Gather up every line that includes the string "React".

Data extracted from a collection
--- Begin ---
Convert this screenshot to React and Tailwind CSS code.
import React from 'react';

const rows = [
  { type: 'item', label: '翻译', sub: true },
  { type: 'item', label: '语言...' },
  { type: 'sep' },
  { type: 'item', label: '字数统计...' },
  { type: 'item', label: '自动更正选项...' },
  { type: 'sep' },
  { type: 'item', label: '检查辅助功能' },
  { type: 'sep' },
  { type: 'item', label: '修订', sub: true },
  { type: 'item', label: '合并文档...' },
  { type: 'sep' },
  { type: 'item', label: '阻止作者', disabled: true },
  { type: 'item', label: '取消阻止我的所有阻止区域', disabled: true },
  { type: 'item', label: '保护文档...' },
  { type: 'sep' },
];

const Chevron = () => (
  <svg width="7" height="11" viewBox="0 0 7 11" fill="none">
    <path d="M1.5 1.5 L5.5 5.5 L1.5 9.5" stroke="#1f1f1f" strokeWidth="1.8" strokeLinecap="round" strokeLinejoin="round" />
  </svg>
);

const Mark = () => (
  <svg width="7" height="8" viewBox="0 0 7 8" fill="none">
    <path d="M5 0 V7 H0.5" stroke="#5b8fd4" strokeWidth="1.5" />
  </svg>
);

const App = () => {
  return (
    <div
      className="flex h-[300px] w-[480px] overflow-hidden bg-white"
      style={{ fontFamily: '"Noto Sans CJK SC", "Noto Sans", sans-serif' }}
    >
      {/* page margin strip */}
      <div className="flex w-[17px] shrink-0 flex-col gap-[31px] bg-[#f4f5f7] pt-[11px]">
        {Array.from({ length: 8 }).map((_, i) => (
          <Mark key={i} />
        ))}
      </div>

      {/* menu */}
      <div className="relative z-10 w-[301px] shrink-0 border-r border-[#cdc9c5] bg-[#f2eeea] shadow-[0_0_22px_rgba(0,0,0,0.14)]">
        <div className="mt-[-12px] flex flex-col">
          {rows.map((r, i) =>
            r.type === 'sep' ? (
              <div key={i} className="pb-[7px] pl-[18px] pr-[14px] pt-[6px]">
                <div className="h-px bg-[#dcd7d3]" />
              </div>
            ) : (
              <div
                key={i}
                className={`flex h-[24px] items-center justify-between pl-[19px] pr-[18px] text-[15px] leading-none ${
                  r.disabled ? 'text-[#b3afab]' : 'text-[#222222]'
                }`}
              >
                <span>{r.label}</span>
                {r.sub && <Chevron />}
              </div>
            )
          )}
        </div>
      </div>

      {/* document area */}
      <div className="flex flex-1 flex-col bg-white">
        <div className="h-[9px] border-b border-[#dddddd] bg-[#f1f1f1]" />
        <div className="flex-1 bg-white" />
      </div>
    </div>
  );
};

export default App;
--- End ---
--- Begin ---
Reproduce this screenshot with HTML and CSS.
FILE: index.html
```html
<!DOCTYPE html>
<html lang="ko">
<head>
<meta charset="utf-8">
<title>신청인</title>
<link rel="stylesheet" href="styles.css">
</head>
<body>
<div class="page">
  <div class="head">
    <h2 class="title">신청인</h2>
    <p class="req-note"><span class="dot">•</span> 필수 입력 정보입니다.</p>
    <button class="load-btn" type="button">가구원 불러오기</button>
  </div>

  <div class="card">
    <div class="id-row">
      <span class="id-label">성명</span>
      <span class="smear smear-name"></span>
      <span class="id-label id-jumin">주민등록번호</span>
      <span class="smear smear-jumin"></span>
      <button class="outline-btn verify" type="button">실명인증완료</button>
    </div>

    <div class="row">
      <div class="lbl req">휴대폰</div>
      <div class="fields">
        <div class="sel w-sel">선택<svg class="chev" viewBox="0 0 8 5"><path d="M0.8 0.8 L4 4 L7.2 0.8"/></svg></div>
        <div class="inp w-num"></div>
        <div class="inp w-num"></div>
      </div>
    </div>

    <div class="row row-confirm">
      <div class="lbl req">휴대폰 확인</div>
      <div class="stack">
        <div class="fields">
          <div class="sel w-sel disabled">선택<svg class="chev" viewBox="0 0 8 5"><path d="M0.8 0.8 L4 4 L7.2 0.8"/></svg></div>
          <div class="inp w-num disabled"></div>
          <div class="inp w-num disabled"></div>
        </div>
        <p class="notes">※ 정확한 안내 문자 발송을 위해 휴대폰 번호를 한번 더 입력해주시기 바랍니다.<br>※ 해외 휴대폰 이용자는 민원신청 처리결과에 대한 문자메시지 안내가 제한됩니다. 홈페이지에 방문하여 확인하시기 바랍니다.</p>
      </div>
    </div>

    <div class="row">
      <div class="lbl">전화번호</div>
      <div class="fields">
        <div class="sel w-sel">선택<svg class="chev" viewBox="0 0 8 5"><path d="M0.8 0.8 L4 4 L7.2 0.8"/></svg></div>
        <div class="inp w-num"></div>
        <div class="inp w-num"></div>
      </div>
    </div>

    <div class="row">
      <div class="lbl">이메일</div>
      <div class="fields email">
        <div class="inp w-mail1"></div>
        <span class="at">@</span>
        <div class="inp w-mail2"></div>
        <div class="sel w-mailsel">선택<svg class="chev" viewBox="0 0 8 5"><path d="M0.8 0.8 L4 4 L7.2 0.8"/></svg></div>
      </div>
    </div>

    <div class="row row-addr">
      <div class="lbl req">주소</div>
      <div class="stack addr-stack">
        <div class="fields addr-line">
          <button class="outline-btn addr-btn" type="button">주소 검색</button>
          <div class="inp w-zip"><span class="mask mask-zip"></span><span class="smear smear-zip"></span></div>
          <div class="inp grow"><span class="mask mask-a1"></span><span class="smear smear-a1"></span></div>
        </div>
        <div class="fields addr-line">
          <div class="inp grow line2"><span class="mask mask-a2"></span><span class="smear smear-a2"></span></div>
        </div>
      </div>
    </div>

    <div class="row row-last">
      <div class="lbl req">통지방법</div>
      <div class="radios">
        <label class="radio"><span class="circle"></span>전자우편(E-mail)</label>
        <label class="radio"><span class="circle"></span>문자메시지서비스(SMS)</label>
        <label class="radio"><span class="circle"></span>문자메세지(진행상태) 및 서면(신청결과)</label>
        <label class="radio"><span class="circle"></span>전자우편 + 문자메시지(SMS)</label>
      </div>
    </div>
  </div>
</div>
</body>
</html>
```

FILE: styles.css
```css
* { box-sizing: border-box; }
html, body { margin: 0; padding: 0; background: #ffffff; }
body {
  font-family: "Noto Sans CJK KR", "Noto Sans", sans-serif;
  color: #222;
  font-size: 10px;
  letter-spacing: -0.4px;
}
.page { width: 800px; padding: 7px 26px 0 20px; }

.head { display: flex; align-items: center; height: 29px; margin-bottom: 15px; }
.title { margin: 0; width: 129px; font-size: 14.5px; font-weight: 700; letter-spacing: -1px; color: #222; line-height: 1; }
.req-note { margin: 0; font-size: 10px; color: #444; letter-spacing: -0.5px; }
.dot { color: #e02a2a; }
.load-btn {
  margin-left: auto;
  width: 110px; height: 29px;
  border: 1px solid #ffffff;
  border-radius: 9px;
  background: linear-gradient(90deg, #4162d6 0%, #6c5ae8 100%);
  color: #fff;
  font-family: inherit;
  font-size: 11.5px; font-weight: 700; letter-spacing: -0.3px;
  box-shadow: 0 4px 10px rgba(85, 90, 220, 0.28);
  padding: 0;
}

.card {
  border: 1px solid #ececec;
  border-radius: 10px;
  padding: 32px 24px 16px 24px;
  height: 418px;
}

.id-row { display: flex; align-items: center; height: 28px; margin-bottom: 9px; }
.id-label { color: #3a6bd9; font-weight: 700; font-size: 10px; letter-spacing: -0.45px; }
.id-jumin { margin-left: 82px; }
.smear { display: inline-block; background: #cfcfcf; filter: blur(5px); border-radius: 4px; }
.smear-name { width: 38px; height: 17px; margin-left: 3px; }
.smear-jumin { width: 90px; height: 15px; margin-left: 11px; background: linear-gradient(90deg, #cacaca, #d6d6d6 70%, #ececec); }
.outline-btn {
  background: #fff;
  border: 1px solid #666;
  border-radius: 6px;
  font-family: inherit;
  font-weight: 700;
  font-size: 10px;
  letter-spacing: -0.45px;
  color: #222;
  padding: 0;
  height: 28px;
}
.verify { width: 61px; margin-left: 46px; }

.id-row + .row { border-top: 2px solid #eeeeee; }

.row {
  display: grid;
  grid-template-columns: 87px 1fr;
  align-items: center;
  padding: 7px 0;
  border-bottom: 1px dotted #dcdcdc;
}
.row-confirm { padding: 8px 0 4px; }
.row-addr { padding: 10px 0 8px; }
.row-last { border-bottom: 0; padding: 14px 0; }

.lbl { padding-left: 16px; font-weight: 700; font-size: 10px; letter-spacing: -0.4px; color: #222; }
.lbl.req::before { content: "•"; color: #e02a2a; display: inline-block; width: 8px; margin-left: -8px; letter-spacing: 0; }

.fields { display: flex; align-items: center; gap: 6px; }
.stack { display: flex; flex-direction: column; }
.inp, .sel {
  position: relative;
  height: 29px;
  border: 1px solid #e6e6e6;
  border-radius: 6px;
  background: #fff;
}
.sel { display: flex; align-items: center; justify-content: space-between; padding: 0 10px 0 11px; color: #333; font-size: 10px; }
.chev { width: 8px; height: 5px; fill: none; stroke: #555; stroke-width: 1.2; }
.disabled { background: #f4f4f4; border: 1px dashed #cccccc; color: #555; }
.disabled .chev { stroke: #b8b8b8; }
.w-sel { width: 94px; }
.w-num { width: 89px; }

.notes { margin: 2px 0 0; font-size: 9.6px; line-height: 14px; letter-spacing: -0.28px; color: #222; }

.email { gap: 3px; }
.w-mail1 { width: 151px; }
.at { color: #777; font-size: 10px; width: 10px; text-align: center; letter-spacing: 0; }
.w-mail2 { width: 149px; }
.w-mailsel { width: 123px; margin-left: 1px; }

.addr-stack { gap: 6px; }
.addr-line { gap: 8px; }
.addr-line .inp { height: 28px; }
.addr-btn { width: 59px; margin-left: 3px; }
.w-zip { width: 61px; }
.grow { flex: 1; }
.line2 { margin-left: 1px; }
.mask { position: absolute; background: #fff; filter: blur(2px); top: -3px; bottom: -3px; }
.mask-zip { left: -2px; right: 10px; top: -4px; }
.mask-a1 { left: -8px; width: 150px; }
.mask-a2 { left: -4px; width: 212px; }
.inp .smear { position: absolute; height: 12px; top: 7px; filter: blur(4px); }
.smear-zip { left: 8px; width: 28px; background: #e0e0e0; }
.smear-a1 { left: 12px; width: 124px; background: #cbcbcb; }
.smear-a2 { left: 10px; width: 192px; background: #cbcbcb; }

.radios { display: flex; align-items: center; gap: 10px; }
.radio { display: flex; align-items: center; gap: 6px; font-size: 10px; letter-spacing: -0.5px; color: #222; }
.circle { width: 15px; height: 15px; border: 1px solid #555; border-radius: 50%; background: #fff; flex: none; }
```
--- End ---
SOLUTION TO THIS EXERCISE:
Convert this screenshot to React and Tailwind CSS code.
import React from 'react';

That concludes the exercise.